Considered one of the three most important 鼎 ding in Chinese archaeology, Houmuwu ding 后母戊鼎 can be called the Big Brother of the three without any dispute. It is by far the largest and heaviest of the three. The other two are the Da Ke ding 大克鼎 in Shanghai Museum and the Mao Gong ding 毛公鼎 in National Palace Museum in Taiwan.
后母戊鼎 Houmuwu ding
The Houmuwu ding (Chinese: 后母戊鼎; pinyin: Hòumǔwù dǐng), formerly called Simuwu ding (Chinese: 司母戊鼎; pinyin: Sīmǔwù dǐng), is a rectangular bronze ding (sacrificial vessel, one of the common types of Chinese ritual bronzes) of the ancient Chinese Shang dynasty. It is the largest piece of bronzeware to survive from anywhere in the ancient world. It was unearthed in Wuguan Village, Anyang, Henan in 1939.
The ding is 133cm high, 110 cm long and 79 cm wide, weighing in at 832.84 kg. The ding was carved with thunder-like patterns and mythical creatures, such as Chinese dragons and taotie, a motif commonly found on Chinese ritual bronze vessels. Experts estimate that up to 300 craftsmen used more than 1,000 kilograms of material to forge the vessel.
The Houmuwu ding was dedicated to Fu Jing, a wife of King Wu Ding.
According to oracle inscriptions, Fu Jing enjoyed high social status among the king’s 60 or so wives, and one of her sons was designated the crown prince. Unlike Fu Hao, the wife who was such a skilled military warrior, Fu Jing was a farming specialist.
Her son Zu Geng ordered the making of the ding in memory of her.
An Interesting Journey
The Houmuwu ding, more commonly known as Simuwu ding, was unearthed in 1939 in Anyang. It is largest and heaviest bronze sacrificial vessel ever found in the world.
Some farmers accidentally dug out this ding in the 1930s (exact date unknown) and tried to sell it to an antique buyer for $20,000 yuan, a princely sum in those days. But he had one strange request – because it’s too big, he wanted it to be dismantled for transportation. Despite whatever tools the farmers used, it could not be dismantled. Only one of the handles came off because it was attached after the main body was casted from a single mould. So they decided to put it back into the ground, fearing some supernatural forces were protecting it.
And then came the Sino-Japanese war. The Japanese army heard about this ding and wanted to acquire it. The farmers dug it out and presented it to the Nationalist government, who promptly moved it to Nanjing.

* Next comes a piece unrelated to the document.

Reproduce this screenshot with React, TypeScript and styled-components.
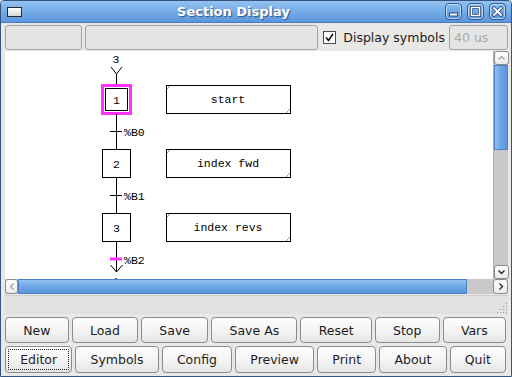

Because of its sheer size, it could not be moved to Taiwan when the Nationalist government retreated after their defeat by the Communists. It was recovered in Nanjing and since 1959, it was kept at the Museum of Chinese History and then the National Museum of China.
A ding in any other name…
In 1949, historian and archeologist Guo Moruo 郭沫若 (1892-1978) read the inscriptions inside the vessel as simuwu 司母戊. He explained that si means sacrifice, and wu is the posthumous title of the tomb owner. That was how the ding came to be called “Simuwu.”
In 1962, Taiwan oracle inscription expert Jin Xiang-heng translated the inscription as houmuwu, which means “the ding that is dedicated to the queen mother Wu.”
In 2011, when the National Museum of China was reopened after a restoration, the ding was officially introduced as the Houmuwu ding.
The name, however, was not acknowledged by either Yinxu or the National Museum of Chinese Writing. Experts argue that the character hou didn’t refer to the “spouse of a king” until the Spring and Autumn Period (771-476 BC), and that the character in inscription is definitely si, not hou.
A bit confusing, all that, and the matter has yet to be definitely resolved.